The law provided that employees could seek the statutory penalties for the particular violation. If the Labor Code didn’t specify penalties, the bounty hunter law subjected employers to civil penalties of up to $200 per day (per employee per pay period). For a large employer, the penalty amounts could add up to a staggering sum.
Penalties recovered were to be divided between the employees (25 percent), the Labor and Workforce Development Agency (LWDA) (25 percent), and the California general fund (50 percent). Employees could also recover attorney’s fees and costs.
Drastic Revisions Mean Good News for Employers
Now, the law’s severe impact on employers has been softened. Here are the key revisions, which take effect immediately:
- Employees may not file lawsuits over a violation regarding workplace postings or notices, or in connection with agency reporting or filing requirements, unless it involves mandatory payroll reporting or workplace injury reporting. This provision is retroactive to Jan. 1, 2004.
- Courts have discretion to award less than the specified penalties for a violation. In addition, a court must approve any settlement of a lawsuit filed under this law.

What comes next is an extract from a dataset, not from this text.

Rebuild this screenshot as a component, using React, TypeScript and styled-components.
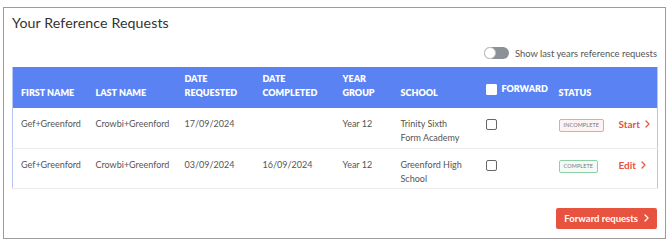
import styled, { createGlobalStyle } from "styled-components";

const Global = createGlobalStyle`
  body {
    margin: 0;
    background: #ffffff;
    font-family: "Lato", "Open Sans", sans-serif;
  }
`;

const Panel = styled.div`
  margin: 7px 0 0 3px;
  width: 663px;
  height: 232px;
  border: 1px solid #9c9c9c;
  padding: 0 8px;
  box-sizing: border-box;
  display: flex;
  flex-direction: column;
`;

const Title = styled.h1`
  margin: 0;
  padding-top: 6px;
  height: 25px;
  font-size: 14.2px;
  font-weight: 400;
  color: #333;
  letter-spacing: 0.1px;
`;

const ToggleRow = styled.div`
  display: flex;
  justify-content: flex-end;
  align-items: center;
  gap: 6px;
  height: 28px;
  font-size: 9.4px;
  color: #555;
`;

const Switch = styled.span`
  position: relative;
  width: 25px;
  height: 12px;
  border-radius: 6px;
  background: #8c9097;

  &::after {
    content: "";
    position: absolute;
    left: 0;
    top: 0;
    width: 12px;
    height: 12px;
    border-radius: 50%;
    background: #fff;
    border: 1px solid #c4c4c4;
    box-sizing: border-box;
  }
`;

const Table = styled.table`
  width: 645px;
  border-collapse: collapse;
  table-layout: fixed;
  border: 1px solid #b7c6f3;
  border-top: none;
`;

const Th = styled.th<{ $w: number; $mid?: boolean }>`
  width: ${(p) => p.$w}px;
  background: #5a82f2;
  color: #fff;
  font-size: 9px;
  font-weight: 800;
  text-align: left;
  vertical-align: ${(p) => (p.$mid ? "top" : "bottom")};
  padding: ${(p) => (p.$mid ? "15px 4px 0 8px" : "0 4px 8px 8px")};
  line-height: 14px;
  height: 41px;
  box-sizing: border-box;
`;

const Td = styled.td<{ $narrow?: boolean }>`
  font-size: 9px;
  color: #555;
  vertical-align: top;
  padding: 9px ${(p) => (p.$narrow ? "12px" : "4px")} 0 8px;
  line-height: 14px;
  height: 40px;
  box-sizing: border-box;
  border-bottom: 1px solid #ececec;
`;

const Check = styled.span<{ $light?: boolean }>`
  display: inline-block;
  width: 9px;
  height: 9px;
  border: 1px solid ${(p) => (p.$light ? "#fff" : "#666")};
  background: ${(p) => (p.$light ? "#fff" : "transparent")};
  border-radius: ${(p) => (p.$light ? "1px" : "2px")};
  vertical-align: middle;
`;

const HeadCheck = styled.span`
  display: inline-flex;
  align-items: center;
  gap: 5px;
`;

const Badge = styled.span<{ $done?: boolean }>`
  display: inline-block;
  margin-top: 2px;
  padding: 0 4px;
  height: 11px;
  line-height: 11px;
  font-size: 5.5px;
  letter-spacing: 0.1px;
  border-radius: 2px;
  color: #777;
  border: 1px solid ${(p) => (p.$done ? "#8dd0a3" : "#e7a3a6")};
  background: ${(p) => (p.$done ? "#f4fbf6" : "#fdf3f3")};
`;

const ActionLink = styled.a`
  display: inline-flex;
  align-items: center;
  gap: 5px;
  color: #e8533f;
  font-weight: 700;
  font-size: 10px;
  text-decoration: none;
`;

const Footer = styled.div`
  display: flex;
  justify-content: flex-end;
  padding-top: 19px;
`;

const Button = styled.button`
  display: flex;
  align-items: center;
  gap: 6px;
  height: 21px;
  padding: 0 8px;
  border: none;
  border-radius: 2px;
  background: #e8533f;
  color: #fff;
  font-family: inherit;
  font-size: 9.5px;
  font-weight: 700;
`;

const Chevron = ({ color }: { color: string }) => (
  <svg width="5" height="8" viewBox="0 0 5 8" fill="none">
    <path d="M1 1l3 3-3 3" stroke={color} strokeWidth="1.3" strokeLinecap="round" strokeLinejoin="round" />
  </svg>
);

const rows = [
  {
    first: "Gef+Greenford",
    last: "Crowbi+Greenford",
    requested: "17/09/2024",
    completed: "",
    year: "Year 12",
    school: "Trinity Sixth Form Academy",
    done: false,
  },
  {
    first: "Gef+Greenford",
    last: "Crowbi+Greenford",
    requested: "03/09/2024",
    completed: "16/09/2024",
    year: "Year 12",
    school: "Greenford High School",
    done: true,
  },
];

export default function App() {
  return (
    <>
      <Global />
      <Panel>
        <Title>Your Reference Requests</Title>
        <ToggleRow>
          <Switch />
          Show last years reference requests
        </ToggleRow>
        <Table>
          <thead>
            <tr>
              <Th $w={75}>FIRST NAME</Th>
              <Th $w={89}>LAST NAME</Th>
              <Th $w={78}>DATE<br />REQUESTED</Th>
              <Th $w={80}>DATE<br />COMPLETED</Th>
              <Th $w={58}>YEAR<br />GROUP</Th>
              <Th $w={85}>SCHOOL</Th>
              <Th $w={73} $mid>
                <HeadCheck>
                  <Check $light />
                  FORWARD
                </HeadCheck>
              </Th>
              <Th $w={60}>STATUS</Th>
              <Th $w={47}></Th>
            </tr>
          </thead>
          <tbody>
            {rows.map((r, i) => (
              <tr key={i}>
                <Td>{r.first}</Td>
                <Td>{r.last}</Td>
                <Td>{r.requested}</Td>
                <Td>{r.completed}</Td>
                <Td>{r.year}</Td>
                <Td $narrow>{r.school}</Td>
                <Td>
                  <Check />
                </Td>
                <Td>
                  <Badge $done={r.done}>{r.done ? "COMPLETE" : "INCOMPLETE"}</Badge>
                </Td>
                <Td>
                  <ActionLink>
                    {r.done ? "Edit" : "Start"}
                    <Chevron color="#e8533f" />
                  </ActionLink>
                </Td>
              </tr>
            ))}
          </tbody>
        </Table>
        <Footer>
          <Button>
            Forward requests
            <Chevron color="#fff" />
          </Button>
        </Footer>
      </Panel>
    </>
  );
}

- Penalties recovered will be distributed to the LWDA (75 percent) and the employees (25 percent).
- The employee and the LWDA must follow specified procedures before a lawsuit may be filed under the bounty hunter law. For certain serious violations, including wage and hour violations, the employee must provide written notice to the LWDA and employer of the violation, and provide the LWDA (or Cal/OSHA, if applicable) with a chance to investigate. For less serious violations, the employee must provide the LWDA and employer notice of the violation, and give the employer an opportunity to cure or abate the problem. Note that an employer can’t avail itself of this “notice and cure” provision more than three times in a year for any violation, regardless of the worksite.
Other Changes
These two changes were also made to the law:
- No retaliation. An employer may not retaliate against an employee for filing a lawsuit under the bounty hunter law.
- Job application filing requirement repealed. Under another law, Labor Code Section 431, employers had to file the job application form they use with the Labor Commissioner. That provision was repealed when revisions were made to the bounty hunter law.
Caution Still Required
Although the law’s changes will provide employers some welcome relief from the original bounty hunter law, they don’t completely undo the risk of a lawsuit. You must still be vigilant about complying with the Labor Code—including everything from wage and hour provisions and employee uniform requirements to recordkeeping rules and provisions regarding the employment of minors. To avoid being the next target of a bounty hunter lawsuit, now is the time, if you haven’t recently done so, to undertake a comprehensive audit of your employment practices and policies.
Also, if you receive a notice from an employee or the LWDA regarding a potential Labor Code violation, it’s a good idea to seek expert advice regarding how to proceed. But be sure to act immediately, because depending on the problem, you could have as few as 33 days to cure the violation and respond to the employee and the LWDA.